■ Excerpted records:

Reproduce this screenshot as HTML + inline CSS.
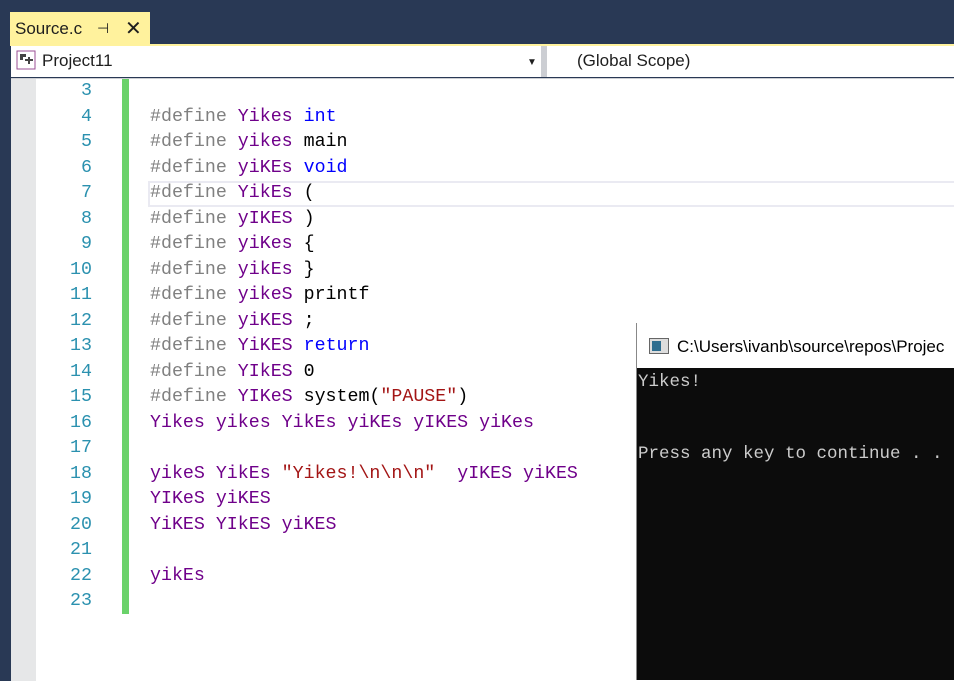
==
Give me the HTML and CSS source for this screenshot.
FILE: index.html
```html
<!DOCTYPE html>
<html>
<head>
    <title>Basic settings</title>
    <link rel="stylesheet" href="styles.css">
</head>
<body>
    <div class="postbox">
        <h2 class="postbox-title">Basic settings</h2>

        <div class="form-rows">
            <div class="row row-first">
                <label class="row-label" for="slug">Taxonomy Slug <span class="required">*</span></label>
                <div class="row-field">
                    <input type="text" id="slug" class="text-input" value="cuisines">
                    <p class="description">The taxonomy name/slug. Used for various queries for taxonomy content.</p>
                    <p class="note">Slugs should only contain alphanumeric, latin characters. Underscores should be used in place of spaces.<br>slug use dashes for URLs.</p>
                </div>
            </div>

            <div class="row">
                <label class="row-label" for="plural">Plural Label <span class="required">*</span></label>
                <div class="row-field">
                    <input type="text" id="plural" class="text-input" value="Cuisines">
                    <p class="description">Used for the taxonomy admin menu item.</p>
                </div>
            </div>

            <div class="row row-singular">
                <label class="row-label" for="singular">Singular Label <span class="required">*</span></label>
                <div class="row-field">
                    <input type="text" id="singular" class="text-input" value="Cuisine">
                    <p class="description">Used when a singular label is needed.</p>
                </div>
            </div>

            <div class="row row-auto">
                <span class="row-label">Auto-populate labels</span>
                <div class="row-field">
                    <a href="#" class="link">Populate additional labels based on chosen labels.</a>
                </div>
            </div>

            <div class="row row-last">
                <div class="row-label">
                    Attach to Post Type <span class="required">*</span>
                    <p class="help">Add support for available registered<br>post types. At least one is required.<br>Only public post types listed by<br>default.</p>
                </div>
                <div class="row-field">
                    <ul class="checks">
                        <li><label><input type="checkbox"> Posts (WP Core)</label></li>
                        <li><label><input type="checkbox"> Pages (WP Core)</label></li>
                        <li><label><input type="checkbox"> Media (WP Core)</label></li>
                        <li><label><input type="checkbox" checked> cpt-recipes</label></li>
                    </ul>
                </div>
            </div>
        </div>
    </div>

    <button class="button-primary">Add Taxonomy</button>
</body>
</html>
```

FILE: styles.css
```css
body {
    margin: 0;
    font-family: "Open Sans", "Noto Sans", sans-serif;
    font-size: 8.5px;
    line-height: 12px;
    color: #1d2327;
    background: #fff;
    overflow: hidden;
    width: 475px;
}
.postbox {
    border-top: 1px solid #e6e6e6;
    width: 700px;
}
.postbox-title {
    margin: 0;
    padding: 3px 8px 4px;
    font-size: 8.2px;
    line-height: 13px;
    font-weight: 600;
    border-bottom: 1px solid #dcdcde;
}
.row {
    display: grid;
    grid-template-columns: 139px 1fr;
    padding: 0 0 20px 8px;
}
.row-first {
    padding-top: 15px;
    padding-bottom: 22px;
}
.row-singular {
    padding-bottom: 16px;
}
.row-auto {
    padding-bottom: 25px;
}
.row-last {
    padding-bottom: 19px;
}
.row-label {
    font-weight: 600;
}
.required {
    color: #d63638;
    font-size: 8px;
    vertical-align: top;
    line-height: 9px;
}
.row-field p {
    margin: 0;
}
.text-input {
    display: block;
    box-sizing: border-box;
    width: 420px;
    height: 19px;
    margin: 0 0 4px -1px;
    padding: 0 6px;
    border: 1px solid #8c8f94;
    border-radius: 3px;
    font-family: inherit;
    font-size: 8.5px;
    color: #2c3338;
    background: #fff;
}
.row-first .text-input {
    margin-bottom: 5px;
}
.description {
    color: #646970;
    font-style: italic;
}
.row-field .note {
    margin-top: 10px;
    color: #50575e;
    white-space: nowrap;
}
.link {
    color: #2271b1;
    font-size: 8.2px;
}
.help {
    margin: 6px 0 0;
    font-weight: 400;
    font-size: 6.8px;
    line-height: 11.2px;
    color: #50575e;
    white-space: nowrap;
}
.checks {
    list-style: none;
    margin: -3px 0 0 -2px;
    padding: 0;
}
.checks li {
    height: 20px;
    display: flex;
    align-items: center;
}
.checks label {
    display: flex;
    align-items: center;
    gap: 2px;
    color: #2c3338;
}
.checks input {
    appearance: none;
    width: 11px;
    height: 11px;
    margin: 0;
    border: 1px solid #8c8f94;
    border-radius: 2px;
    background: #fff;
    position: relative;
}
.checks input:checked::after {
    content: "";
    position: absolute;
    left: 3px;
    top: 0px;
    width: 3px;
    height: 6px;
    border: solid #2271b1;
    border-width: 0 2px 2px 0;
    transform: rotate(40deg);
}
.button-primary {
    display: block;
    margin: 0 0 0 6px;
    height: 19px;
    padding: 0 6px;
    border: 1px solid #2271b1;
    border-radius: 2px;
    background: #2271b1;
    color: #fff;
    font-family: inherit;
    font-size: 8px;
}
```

■ Instructions for the task:
Return every line from the records above that holds the word "this".

■ Written response:
Reproduce this screenshot as HTML + inline CSS.
Give me the HTML and CSS source for this screenshot.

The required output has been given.